Torch Theatre - Milford Haven , Sherman Theatre Cardiff , March-12-18
 The Wood by Torch Theatre  - Milford Haven We walk into ‘The Wood’ as we take our seats. Sean Crowley ‘s very fine, evocative clearing in Mametz Wood, shaded in autumnal russet by Andrew Sturley’s perfect lighting set the atmosphere for this new example of the fine lyrical writing of Owen Thomas, based on an idea by Ifan Huw Daffyd.

An elderly man, Dan enters and takes us a little further into the wood. Ifan Huw Daffyd draws us a subtle multi-layered character. Old age has brought him some comfort but at this moment standing on a spot where he stood, as a young soldier, many years ago, with the blasts of the First World War bursting in his ears, he begins to feel uncomfortable.

He begins to relive some of the scenes of battle, his walking stick becomes his rifle, he fixes his bayonet to it and stares into the eyes of an enemy soldier. Daffyd succeeds well in taking us into these awful memories with him. He lost his closest friend in the battle and he is here seeking out the memory of those last moments together.

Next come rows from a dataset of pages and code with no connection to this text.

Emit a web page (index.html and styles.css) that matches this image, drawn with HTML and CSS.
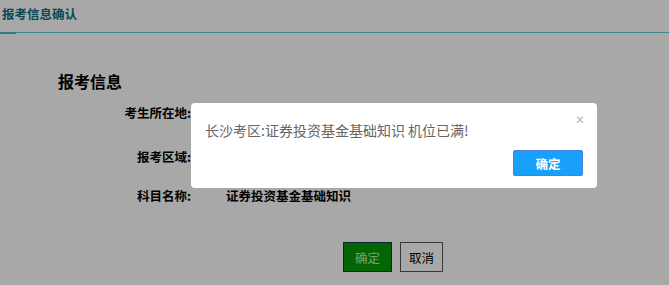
FILE: index.html
```html
<!DOCTYPE html>
<html lang="zh-CN">

<head>
    <meta charset="UTF-8">
    <meta name="viewport" content="width=device-width, initial-scale=1.0">
    <title>报考信息确认</title>
    <link rel="stylesheet" href="styles.css">
</head>

<body>
    <div class="tabs">
        <div class="tab active">报考信息确认</div>
    </div>

    <div class="content">
        <h2>报考信息</h2>
        <div class="form">
            <div class="row row-first">
                <span class="label">考生所在地:</span>
                <span class="value">湖南省长沙市</span>
            </div>
            <div class="row row-second">
                <span class="label">报考区域:</span>
                <span class="value">长沙考区</span>
            </div>
            <div class="row row-third">
                <span class="label">科目名称:</span>
                <span class="value">证券投资基金基础知识</span>
            </div>
        </div>
        <div class="actions">
            <button class="btn btn-ok">确定</button>
            <button class="btn btn-cancel">取消</button>
        </div>
    </div>

    <!-- 弹出提示 -->
    <div class="shade"></div>
    <div class="dialog">
        <span class="dialog-close">&#x2715;</span>
        <div class="dialog-text">长沙考区:证券投资基金基础知识 机位已满!</div>
        <div class="dialog-btns">
            <button class="dialog-btn">确定</button>
        </div>
    </div>
</body>

</html>
```

FILE: styles.css
```css
/* 页面基础 */
body {
    margin: 0;
    padding: 0;
    font-family: "Noto Sans CJK SC", "Liberation Sans", sans-serif;
    background-color: #fff;
    color: #000;
}

.tabs {
    height: 32px;
    border-bottom: 1px solid #5fd0d0;
}

.tab {
    display: inline-block;
    padding: 2px 2px 0;
    font-size: 12.5px;
    font-weight: bold;
    line-height: 16px;
    color: #0e6f7a;
    position: relative;
    height: 28px;
}

.tab.active::after {
    content: "";
    position: absolute;
    left: 0;
    bottom: 0;
    width: 16px;
    height: 2px;
    background-color: #3fc0c0;
}

.content {
    padding: 38px 0 0 58px;
}

h2 {
    margin: 0;
    font-size: 16px;
    line-height: 20px;
    font-weight: bold;
}

.form {
    margin-top: 13px;
}

.row {
    display: flex;
    font-size: 12.5px;
    font-weight: bold;
    line-height: 18px;
}

.row-second {
    margin-top: 26px;
}

.row-third {
    margin-top: 21px;
}

.label {
    width: 133px;
    text-align: right;
}

.value {
    margin-left: 35px;
}

.actions {
    display: flex;
    gap: 8px;
    margin: 37px 0 0 285px;
}

.btn {
    font-family: inherit;
    font-size: 12.5px;
    height: 30px;
    padding: 0;
    cursor: pointer;
}

.btn-ok {
    width: 49px;
    background-color: #069a06;
    border: 1px solid #0a3a4a;
    color: #bdf5a0;
}

.btn-cancel {
    width: 43px;
    background-color: #fff;
    border: 1px solid #555;
    color: #000;
}

/* 遮罩与弹窗 */
.shade {
    position: fixed;
    inset: 0;
    background-color: rgba(0, 0, 0, 0.34);
}

.dialog {
    position: absolute;
    left: 191px;
    top: 103px;
    width: 406px;
    height: 85px;
    box-sizing: border-box;
    padding: 17px 14px 0;
    background-color: #fff;
    border-radius: 4px;
}

.dialog-close {
    position: absolute;
    right: 12px;
    top: 7px;
    font-size: 12px;
    color: #bbb;
}

.dialog-text {
    font-size: 14px;
    line-height: 20px;
    color: #666;
}

.dialog-btns {
    display: flex;
    justify-content: flex-end;
    margin-top: 10px;
}

.dialog-btn {
    width: 70px;
    height: 26px;
    border: 1px solid #4a7fe0;
    border-radius: 2px;
    background-color: #18a0fb;
    color: #fff;
    font-family: inherit;
    font-size: 12.5px;
    font-weight: bold;
    cursor: pointer;
}
```
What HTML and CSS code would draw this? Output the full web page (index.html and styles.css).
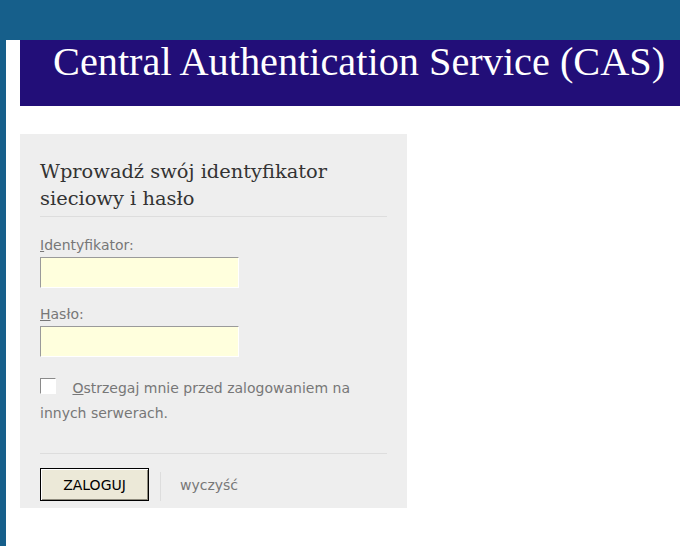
FILE: index.html
```html
<!DOCTYPE html>
<html lang="pl">
    <head>
        <meta charset="UTF-8" />
        <meta name="viewport" content="width=device-width, initial-scale=1.0" />
        <title>Central Authentication Service</title>
        <link rel="stylesheet" href="styles.css">
    </head>
    <body>
        <div class="topbar"></div>
        <div class="page">
            <div class="banner">
                <h1>Central Authentication Service (CAS)</h1>
            </div>

            <form class="login-box">
                <h2>Wprowadź swój identyfikator sieciowy i hasło</h2>

                <div class="row">
                    <label for="username"><span class="key">I</span>dentyfikator:</label>
                    <input type="text" id="username" name="username" />
                </div>

                <div class="row">
                    <label for="password"><span class="key">H</span>asło:</label>
                    <input type="password" id="password" name="password" />
                </div>

                <div class="warn">
                    <input type="checkbox" id="warn" name="warn" />
                    <label for="warn"><span class="key">O</span>strzegaj mnie przed zalogowaniem na innych serwerach.</label>
                </div>

                <div class="actions">
                    <button type="submit" class="btn-submit">ZALOGUJ</button>
                    <span class="sep"></span>
                    <a href="#" class="reset">wyczyść</a>
                </div>
            </form>
        </div>
    </body>
</html>
```

FILE: styles.css
```css
body {
    margin: 0;
    background: #fff;
    font-family: "DejaVu Sans", Verdana, sans-serif;
}

.topbar {
    height: 40px;
    background-color: #165f8b;
}

.page {
    border-left: 6px solid #165f8b;
    padding-left: 14px;
    min-height: 506px;
}

.banner {
    height: 66px;
    background-color: #220e78;
    overflow: hidden;
}

.banner h1 {
    margin: 0;
    padding-left: 33px;
    font-family: "Liberation Serif", Georgia, serif;
    font-weight: normal;
    font-size: 40.3px;
    line-height: 44px;
    color: #fff;
    white-space: nowrap;
}

.login-box {
    margin-top: 28px;
    width: 347px;
    padding: 24px 20px 7px 20px;
    background-color: #eeeeee;
}

.login-box h2 {
    margin: 0 0 18px 0;
    padding-bottom: 4px;
    border-bottom: 1px solid #dddddd;
    font-family: "DejaVu Serif", Georgia, serif;
    font-weight: normal;
    font-size: 19.4px;
    line-height: 27px;
    color: #333;
}

.row {
    margin-bottom: 16px;
}

.row label {
    display: block;
    font-size: 14px;
    line-height: 18px;
    color: #777;
    padding-top: 1px;
    margin-bottom: 3px;
}

.key {
    text-decoration: underline;
}

.row input {
    display: block;
    width: 199px;
    height: 31px;
    box-sizing: border-box;
    margin: 0;
    border: 1px solid #fff;
    border-top-color: #9a9a9a;
    border-left-color: #9a9a9a;
    background-color: #ffffdd;
}

.warn {
    font-size: 14px;
    line-height: 25px;
    color: #777;
    padding-top: 3px;
    padding-bottom: 27px;
    border-bottom: 1px solid #dddddd;
}

.warn input {
    appearance: none;
    width: 16px;
    height: 16px;
    margin: 2px 12px 0 0;
    vertical-align: top;
    border: 1px solid #fff;
    border-top-color: #8a8a8a;
    border-left-color: #8a8a8a;
    background-color: #fff;
}

.actions {
    display: flex;
    align-items: center;
    padding-top: 14px;
}

.btn-submit {
    width: 109px;
    height: 33px;
    padding: 0;
    font-family: "DejaVu Sans", Verdana, sans-serif;
    font-size: 14px;
    color: #000;
    background-color: #ece9d8;
    border: 1px solid #000;
    box-shadow: inset 1px 1px 0 #fff, inset -1px -1px 0 #8d8a7c;
    cursor: pointer;
}

.sep {
    width: 1px;
    height: 29px;
    margin: 4px 19px 0 11px;
    background-color: #dddddd;
}

.reset {
    font-size: 14px;
    color: #777;
    text-decoration: none;
}
```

We see the young dead friend, Billy and we are soon able to appreciate the strength of their relationship as they start to relive some of those terrible experiences. Gwydion Rhys is so utterly convincing as the young, still-uniformed soldier. The emotional impact on us grows as we learn more about the strong relationship that developed between them. A ‘battlefield’ relationship that has brought them even closer together.

The actors convincingly bring the warmth that developed between them, so vividly to life. As we get near to Billy’s last moments they make a pact. Later we learn how well Dan fulfilled that pact. And more love and tenderness fills the air; particularly as the play ends and they scatter the ‘gift’ that Dan has brought Billy onto the floor of Mametz Wood.

Director Peter Doran and his creative team have all worked so well together to bring us this almost prefect piece if the art of theatre. And once again the message of the futility of self-destruction is laid before us.